Look at it like wrestling match, something done by elimination.

My synod (LCAust) is a centrist synod. At the moment, they enjoy my respect even though 15 years ago, I looked at them as another liberalized mainliner. In 2005 I was already Concordian in conviction, but I waited for another year before involving in a Lutheran church near by, why? I was suspicious of LCAust. Then as I moved I noticed that in humility they are just like me, they can get things wrong and they struggle, they are also walking and are in a faith journey. They almost got split last 2006 on the women's ordination issue. They survived it and so I can see that as God's mercy.

If an LCMS person gets into our services, they will frown at them, but I won't. I can not hate

I can forgive in my local church, nasty people, a hint of pentecostalism, I can forgive badly done organs, even out of order liturgy, I can forgive people neglecting to be nice, yes even at that.

There is something I can never forgive -- if I do not hear Law/Gospel preached to me -- I say...bye bye see ya later, I am out of here.
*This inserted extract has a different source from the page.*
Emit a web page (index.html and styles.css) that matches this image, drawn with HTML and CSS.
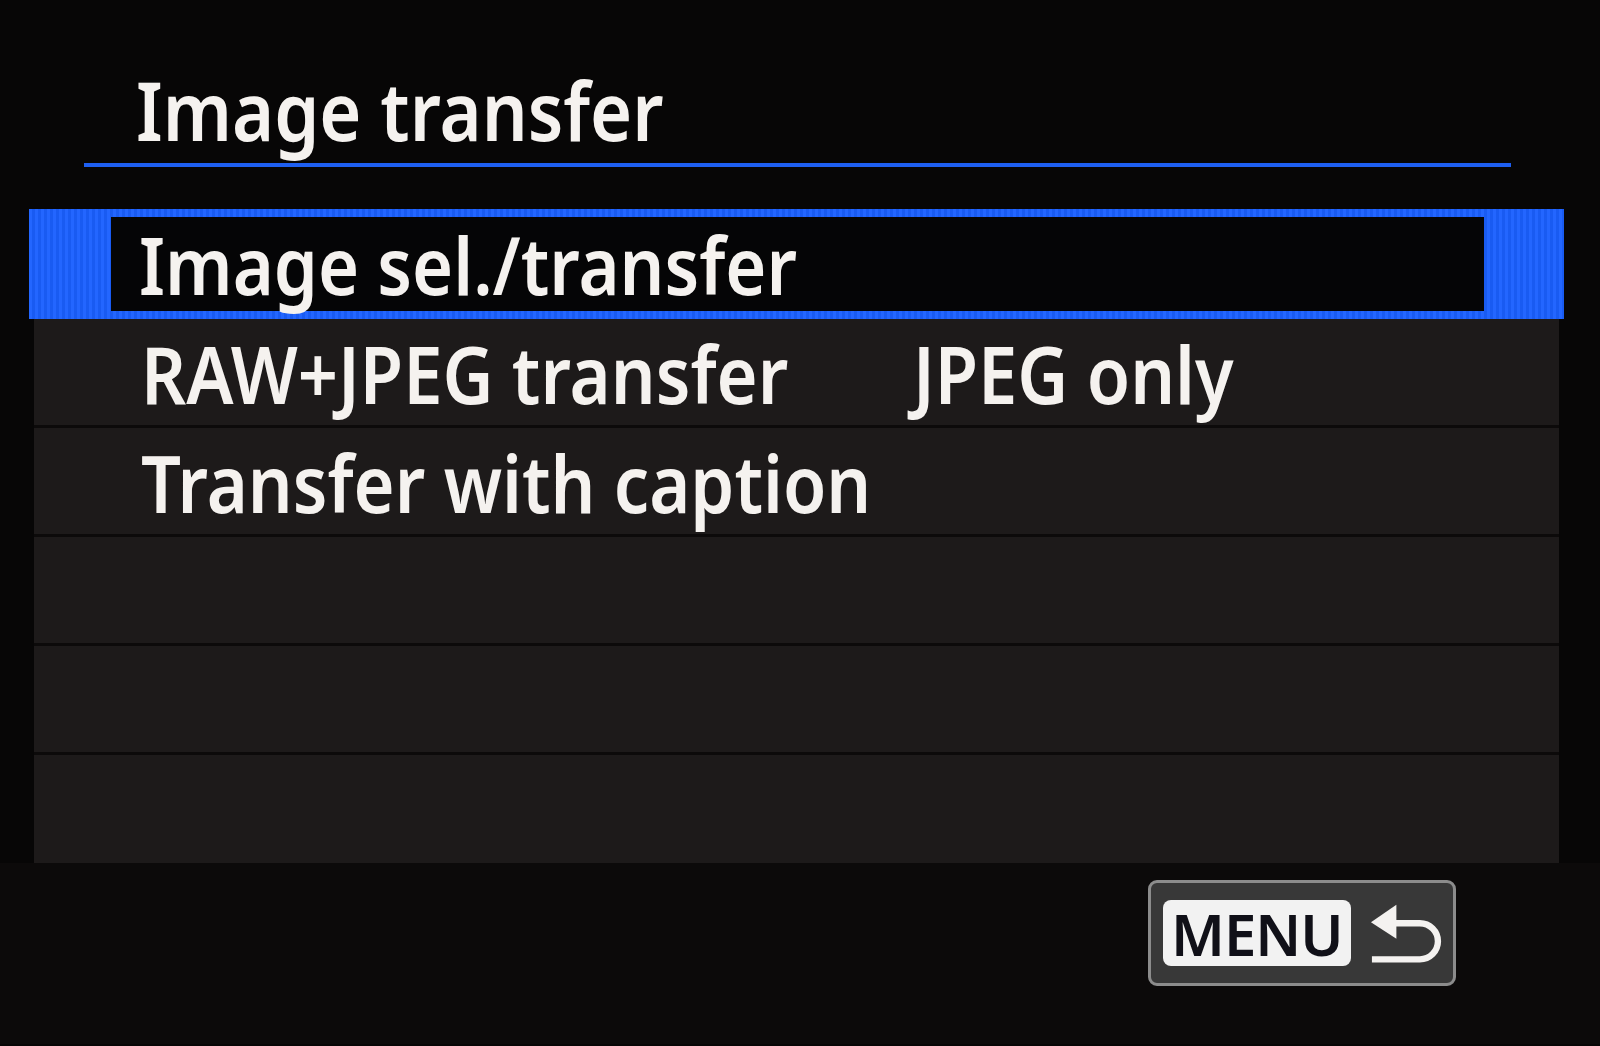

I can never trust what is in the marquee more often than not, the label "confessional", sometimes it is used as an "in" word to hide their Romanizing. So I look at what happens on the ground, not what happens above, because the pastor's first duty is to serve Word and Sacrament to his people, not in extra-curricular activities.

I am not always impressed with pastors who get involve in synod issues most of the time. I am cynical, I think it is a smoke screen for hiding their incompetence in their parish duties. Folk like these get to major in the minor or makes the minor the major because they fail in the major itself.

Sorry to be long winded too.

I can see your trepidation on both pulls from evangelical contemporaneity and RC liturgical revivalism, and Lutherites should stay clear.

As they, say if ain't broken, why fix it?